Write the data out again, character for character, with no images.

───

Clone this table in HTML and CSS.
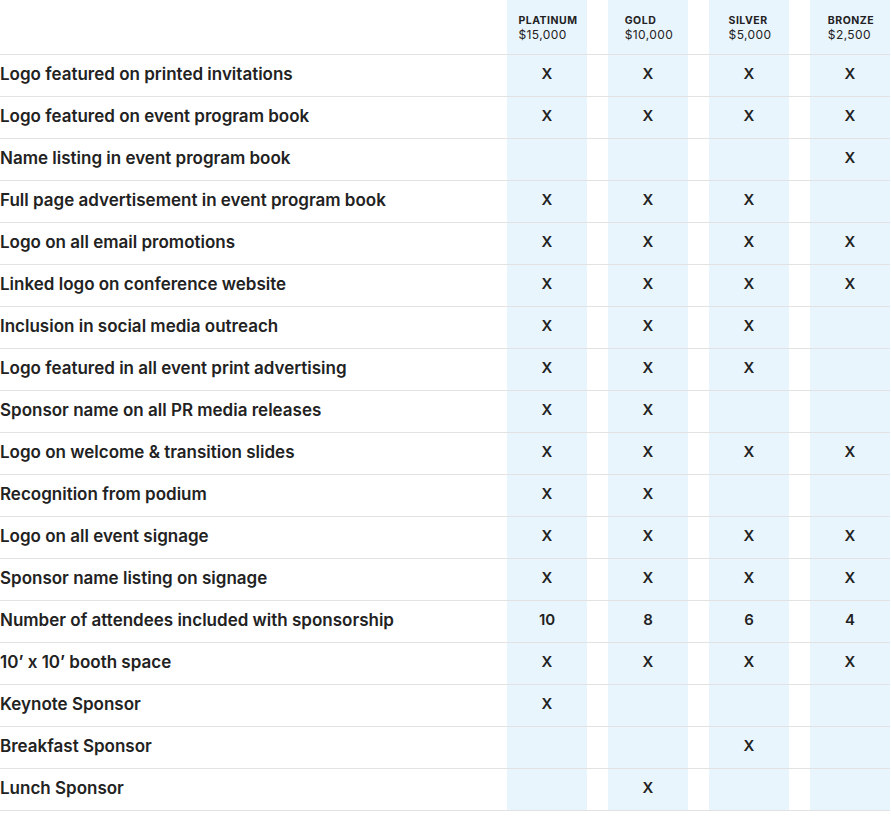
FILE: index.html
```html
<!DOCTYPE html>
<html>
<head>
<meta charset="utf-8">
<link rel="stylesheet" href="styles.css">
</head>
<body>
<div class="table">
  <div class="row head">
    <div class="label"></div>
    <div class="tier"><div class="tier-in"><div class="tname">PLATINUM</div><div class="tprice">$15,000</div></div></div>
    <div class="tier"><div class="tier-in"><div class="tname">GOLD</div><div class="tprice">$10,000</div></div></div>
    <div class="tier"><div class="tier-in"><div class="tname">SILVER</div><div class="tprice">$5,000</div></div></div>
    <div class="tier"><div class="tier-in"><div class="tname">BRONZE</div><div class="tprice">$2,500</div></div></div>
  </div>
  <div class="row"><div class="label">Logo featured on printed invitations</div><div class="cell">X</div><div class="cell">X</div><div class="cell">X</div><div class="cell">X</div></div>
  <div class="row"><div class="label">Logo featured on event program book</div><div class="cell">X</div><div class="cell">X</div><div class="cell">X</div><div class="cell">X</div></div>
  <div class="row"><div class="label">Name listing in event program book</div><div class="cell"></div><div class="cell"></div><div class="cell"></div><div class="cell">X</div></div>
  <div class="row"><div class="label">Full page advertisement in event program book</div><div class="cell">X</div><div class="cell">X</div><div class="cell">X</div><div class="cell"></div></div>
  <div class="row"><div class="label">Logo on all email promotions</div><div class="cell">X</div><div class="cell">X</div><div class="cell">X</div><div class="cell">X</div></div>
  <div class="row"><div class="label">Linked logo on conference website</div><div class="cell">X</div><div class="cell">X</div><div class="cell">X</div><div class="cell">X</div></div>
  <div class="row"><div class="label">Inclusion in social media outreach</div><div class="cell">X</div><div class="cell">X</div><div class="cell">X</div><div class="cell"></div></div>
  <div class="row"><div class="label">Logo featured in all event print advertising</div><div class="cell">X</div><div class="cell">X</div><div class="cell">X</div><div class="cell"></div></div>
  <div class="row"><div class="label">Sponsor name on all PR media releases</div><div class="cell">X</div><div class="cell">X</div><div class="cell"></div><div class="cell"></div></div>
  <div class="row"><div class="label">Logo on welcome &amp; transition slides</div><div class="cell">X</div><div class="cell">X</div><div class="cell">X</div><div class="cell">X</div></div>
  <div class="row"><div class="label">Recognition from podium</div><div class="cell">X</div><div class="cell">X</div><div class="cell"></div><div class="cell"></div></div>
  <div class="row"><div class="label">Logo on all event signage</div><div class="cell">X</div><div class="cell">X</div><div class="cell">X</div><div class="cell">X</div></div>
  <div class="row"><div class="label">Sponsor name listing on signage</div><div class="cell">X</div><div class="cell">X</div><div class="cell">X</div><div class="cell">X</div></div>
  <div class="row"><div class="label">Number of attendees included with sponsorship</div><div class="cell">10</div><div class="cell">8</div><div class="cell">6</div><div class="cell">4</div></div>
  <div class="row"><div class="label">10’ x 10’ booth space</div><div class="cell">X</div><div class="cell">X</div><div class="cell">X</div><div class="cell">X</div></div>
  <div class="row"><div class="label">Keynote Sponsor</div><div class="cell">X</div><div class="cell"></div><div class="cell"></div><div class="cell"></div></div>
  <div class="row"><div class="label">Breakfast Sponsor</div><div class="cell"></div><div class="cell"></div><div class="cell">X</div><div class="cell"></div></div>
  <div class="row"><div class="label">Lunch Sponsor</div><div class="cell"></div><div class="cell">X</div><div class="cell"></div><div class="cell"></div></div>
</div>
</body>
</html>
```

FILE: styles.css
```css
html, body {
  margin: 0;
  padding: 0;
  background: #fff;
}
body {
  font-family: "Inter", "Liberation Sans", sans-serif;
  color: #222;
}
.table {
  width: 890px;
}
.row {
  display: grid;
  grid-template-columns: 486px 80px 80px 80px 80px;
  column-gap: 21px;
  height: 41px;
  border-bottom: 1px solid #e2e2e2;
}
.row.head {
  height: 54px;
}
.label {
  display: flex;
  align-items: center;
  padding-bottom: 4px;
  font-size: 17px;
  font-weight: 600;
  letter-spacing: 0;
  white-space: nowrap;
}
.cell {
  background: #e9f5fd;
  display: flex;
  align-items: center;
  justify-content: center;
  padding-bottom: 4px;
  font-size: 15px;
  font-weight: 600;
}
.tier {
  background: #e9f5fd;
  display: flex;
  justify-content: center;
  padding-top: 14px;
}
.tier-in {
  text-align: left;
  padding-left: 2px;
}
.tname {
  font-size: 10.5px;
  font-weight: 700;
  letter-spacing: 0.5px;
  line-height: 14px;
}
.tprice {
  font-size: 12px;
  font-weight: 400;
  letter-spacing: 0.4px;
  line-height: 14px;
}
```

───

> **Answer**
Clone this table in HTML and CSS.
FILE: index.html
```html
<!DOCTYPE html>
<html>
<head>
<meta charset="utf-8">
<link rel="stylesheet" href="styles.css">
</head>
<body>
<div class="table">
  <div class="row head">
    <div class="label"></div>
    <div class="tier"><div class="tier-in"><div class="tname">PLATINUM</div><div class="tprice">$15,000</div></div></div>
    <div class="tier"><div class="tier-in"><div class="tname">GOLD</div><div class="tprice">$10,000</div></div></div>
    <div class="tier"><div class="tier-in"><div class="tname">SILVER</div><div class="tprice">$5,000</div></div></div>
    <div class="tier"><div class="tier-in"><div class="tname">BRONZE</div><div class="tprice">$2,500</div></div></div>
  </div>
  <div class="row"><div class="label">Logo featured on printed invitations</div><div class="cell">X</div><div class="cell">X</div><div class="cell">X</div><div class="cell">X</div></div>
  <div class="row"><div class="label">Logo featured on event program book</div><div class="cell">X</div><div class="cell">X</div><div class="cell">X</div><div class="cell">X</div></div>
  <div class="row"><div class="label">Name listing in event program book</div><div class="cell"></div><div class="cell"></div><div class="cell"></div><div class="cell">X</div></div>
  <div class="row"><div class="label">Full page advertisement in event program book</div><div class="cell">X</div><div class="cell">X</div><div class="cell">X</div><div class="cell"></div></div>
  <div class="row"><div class="label">Logo on all email promotions</div><div class="cell">X</div><div class="cell">X</div><div class="cell">X</div><div class="cell">X</div></div>
  <div class="row"><div class="label">Linked logo on conference website</div><div class="cell">X</div><div class="cell">X</div><div class="cell">X</div><div class="cell">X</div></div>
  <div class="row"><div class="label">Inclusion in social media outreach</div><div class="cell">X</div><div class="cell">X</div><div class="cell">X</div><div class="cell"></div></div>
  <div class="row"><div class="label">Logo featured in all event print advertising</div><div class="cell">X</div><div class="cell">X</div><div class="cell">X</div><div class="cell"></div></div>
  <div class="row"><div class="label">Sponsor name on all PR media releases</div><div class="cell">X</div><div class="cell">X</div><div class="cell"></div><div class="cell"></div></div>
  <div class="row"><div class="label">Logo on welcome &amp; transition slides</div><div class="cell">X</div><div class="cell">X</div><div class="cell">X</div><div class="cell">X</div></div>
  <div class="row"><div class="label">Recognition from podium</div><div class="cell">X</div><div class="cell">X</div><div class="cell"></div><div class="cell"></div></div>
  <div class="row"><div class="label">Logo on all event signage</div><div class="cell">X</div><div class="cell">X</div><div class="cell">X</div><div class="cell">X</div></div>
  <div class="row"><div class="label">Sponsor name listing on signage</div><div class="cell">X</div><div class="cell">X</div><div class="cell">X</div><div class="cell">X</div></div>
  <div class="row"><div class="label">Number of attendees included with sponsorship</div><div class="cell">10</div><div class="cell">8</div><div class="cell">6</div><div class="cell">4</div></div>
  <div class="row"><div class="label">10’ x 10’ booth space</div><div class="cell">X</div><div class="cell">X</div><div class="cell">X</div><div class="cell">X</div></div>
  <div class="row"><div class="label">Keynote Sponsor</div><div class="cell">X</div><div class="cell"></div><div class="cell"></div><div class="cell"></div></div>
  <div class="row"><div class="label">Breakfast Sponsor</div><div class="cell"></div><div class="cell"></div><div class="cell">X</div><div class="cell"></div></div>
  <div class="row"><div class="label">Lunch Sponsor</div><div class="cell"></div><div class="cell">X</div><div class="cell"></div><div class="cell"></div></div>
</div>
</body>
</html>
```

FILE: styles.css
```css
html, body {
  margin: 0;
  padding: 0;
  background: #fff;
}
body {
  font-family: "Inter", "Liberation Sans", sans-serif;
  color: #222;
}
.table {
  width: 890px;
}
.row {
  display: grid;
  grid-template-columns: 486px 80px 80px 80px 80px;
  column-gap: 21px;
  height: 41px;
  border-bottom: 1px solid #e2e2e2;
}
.row.head {
  height: 54px;
}
.label {
  display: flex;
  align-items: center;
  padding-bottom: 4px;
  font-size: 17px;
  font-weight: 600;
  letter-spacing: 0;
  white-space: nowrap;
}
.cell {
  background: #e9f5fd;
  display: flex;
  align-items: center;
  justify-content: center;
  padding-bottom: 4px;
  font-size: 15px;
  font-weight: 600;
}
.tier {
  background: #e9f5fd;
  display: flex;
  justify-content: center;
  padding-top: 14px;
}
.tier-in {
  text-align: left;
  padding-left: 2px;
}
.tname {
  font-size: 10.5px;
  font-weight: 700;
  letter-spacing: 0.5px;
  line-height: 14px;
}
.tprice {
  font-size: 12px;
  font-weight: 400;
  letter-spacing: 0.4px;
  line-height: 14px;
}
```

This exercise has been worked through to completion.